You can also borrow money from your 401k plan. The amount you borrow though is restricted. You are only permitted to borrow up to 50% of the amount of the fund or to a limit of $50,000. This loan is tax free as long as you repay it in full within five years, unless you are using the money to buy your first home.

Among the various types of 401k plans available, the most popular are the traditional 401k, safe 401k and harbor 401k.

About the Roth IRA

The easiest way to explain what a Roth IRA retirement plan is all about is to say that it is very similar to a permanent savings account. Like the 401k plan you have to be 59.5 years of age in order to withdraw funds from the account. You must also have paid into the fund for at least five years. However, you still pay the taxes on the money you invest, which saves you from paying taxes after you retire. You don’t have to pay taxes on the interest you earn on the money you save either.

Many people are choosing to take out Roth IRA retirement savings plans instead of a 401k plan because of the tax issue after they retire.
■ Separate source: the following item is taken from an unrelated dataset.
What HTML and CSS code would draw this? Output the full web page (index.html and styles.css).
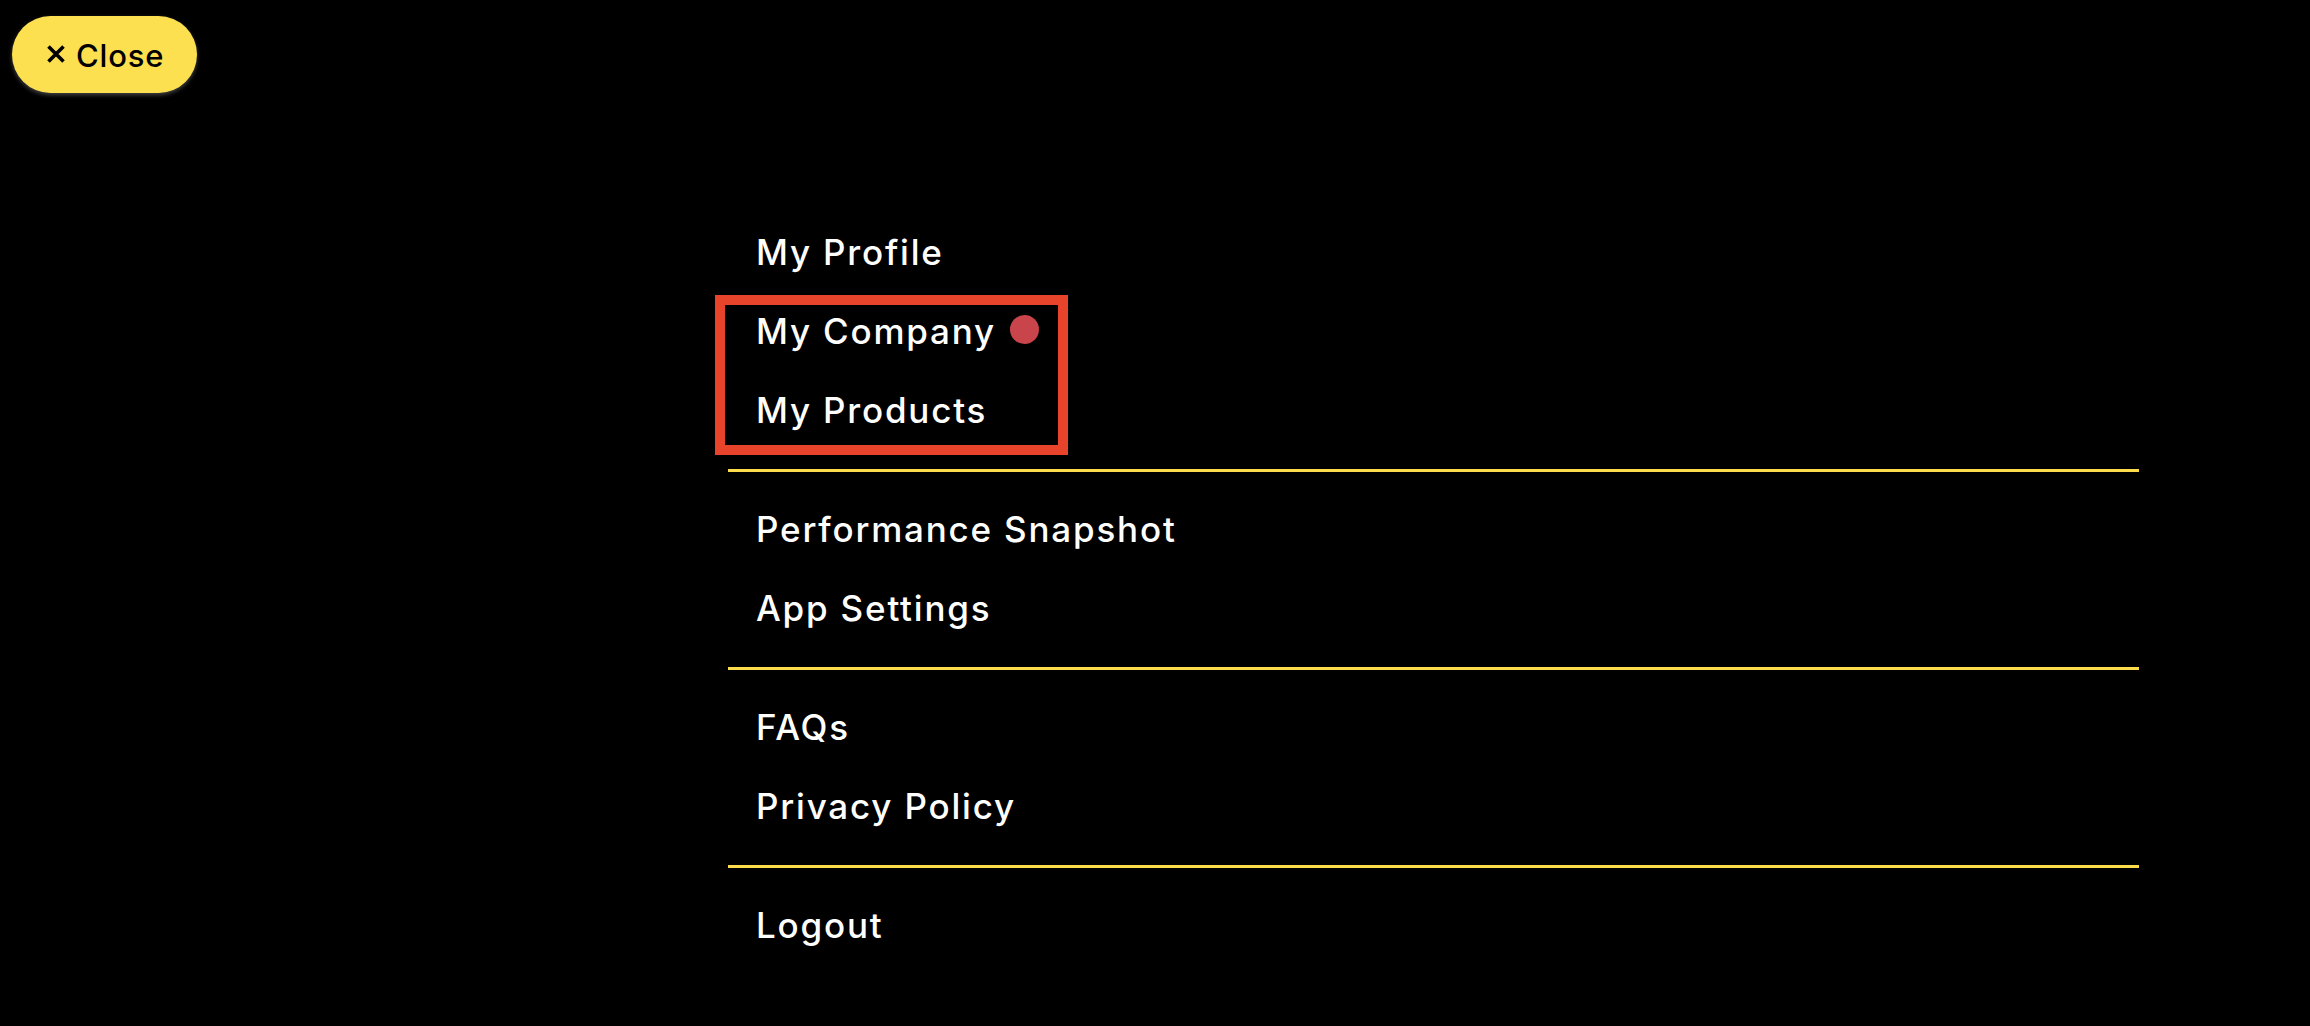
FILE: index.html
```html
<!DOCTYPE html>
<html lang="en">
<head>
<meta charset="utf-8">
<title>Menu</title>
<link rel="stylesheet" href="styles.css">
</head>
<body>
<header class="top">
  <button class="close-btn" type="button">
    <svg class="close-icon" viewBox="0 0 18 18" width="18" height="18" aria-hidden="true">
      <path d="M1.5 1.5 L16.5 16.5 M16.5 1.5 L1.5 16.5" stroke="#000" stroke-width="3.6" fill="none"/>
    </svg>
    <span>Close</span>
  </button>
</header>
<nav class="menu">
  <div class="group">
    <a class="item" href="#">My Profile</a>
    <div class="highlighted">
      <a class="item" href="#">My Company <span class="dot"></span></a>
      <a class="item" href="#">My Products</a>
    </div>
  </div>
  <div class="group">
    <a class="item" href="#">Performance Snapshot</a>
    <a class="item" href="#">App Settings</a>
  </div>
  <div class="group">
    <a class="item" href="#">FAQs</a>
    <a class="item" href="#">Privacy Policy</a>
  </div>
  <div class="group last">
    <a class="item" href="#">Logout</a>
  </div>
</nav>
</body>
</html>
```
FILE: styles.css
```css
html, body {
  margin: 0;
  padding: 0;
  background: #000;
}
body {
  font-family: Inter, "Noto Sans", "Liberation Sans", sans-serif;
  color: #fff;
  min-height: 1026px;
}
.top {
  display: flex;
  padding: 16px 0 0 12px;
}
.close-btn {
  display: flex;
  align-items: center;
  justify-content: flex-start;
  gap: 11px;
  width: 185px;
  height: 77px;
  border: none;
  border-radius: 39px;
  background: #fce04f;
  box-shadow: 0 2px 4px rgba(150, 150, 150, 0.45);
  font-family: Inter, "Noto Sans", sans-serif;
  font-size: 31px;
  font-weight: 500;
  letter-spacing: 0.8px;
  color: #000;
  padding: 2px 0 0 35px;
  cursor: pointer;
}
.close-icon {
  width: 18px;
  height: 18px;
  flex: none;
  margin-top: -3px;
}
.menu {
  margin: 102px 0 0 728px;
  width: 1411px;
  display: flex;
  flex-direction: column;
}
.group {
  display: flex;
  flex-direction: column;
  padding: 19px 0 18px;
  border-bottom: 3px solid #fcdc4a;
}
.group.last {
  border-bottom: none;
}
.item {
  display: flex;
  align-items: center;
  box-sizing: border-box;
  height: 79px;
  padding: 0 0 3px 28px;
  font-size: 35px;
  font-weight: 500;
  letter-spacing: 1.8px;
  color: #fff;
  text-decoration: none;
}
.highlighted {
  position: relative;
  display: flex;
  flex-direction: column;
}
.highlighted::after {
  content: "";
  position: absolute;
  top: 2px;
  left: -13px;
  width: 353px;
  height: 160px;
  box-sizing: border-box;
  border: 10px solid #e8432b;
  pointer-events: none;
}
.dot {
  display: inline-block;
  width: 29px;
  height: 29px;
  margin-left: 14px;
  border-radius: 50%;
  background: #c9444b;
  align-self: center;
  position: relative;
  top: -2px;
}
```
You can invest up to $4000 per year, but if you are over the age of 50, you can invest a little more – $5000 per year. You will have to pay a penalty if you withdraw any money before you reach the age of retirement, but you can continue to invest in the plan up to the age of 70 and there is no stipulation that you have to take any money out of the account.

Differences between 401k and Roth IRA

The differences that exist between these two retirement savings plans are not easily detected unless you delve further into each one. Whether or not your employer contributes to the 401k plan, you don’t have to pay taxes on the amount you contribute, even though it is earnings. You do, however, have to pay taxes on the monthly amounts you receive from the plan after you retire. There are no tax-free benefits on the contributions you make to a Roth IRA, but neither do you have to pay taxes on the withdrawals.

Another difference lies in the management of the plans. You don’t have any say in how the money you contribute to a 401k plan is invested or controlled because this is the prerogative of your employer. However, the money you contribute to a Roth IRA is yours and you manage it on your own.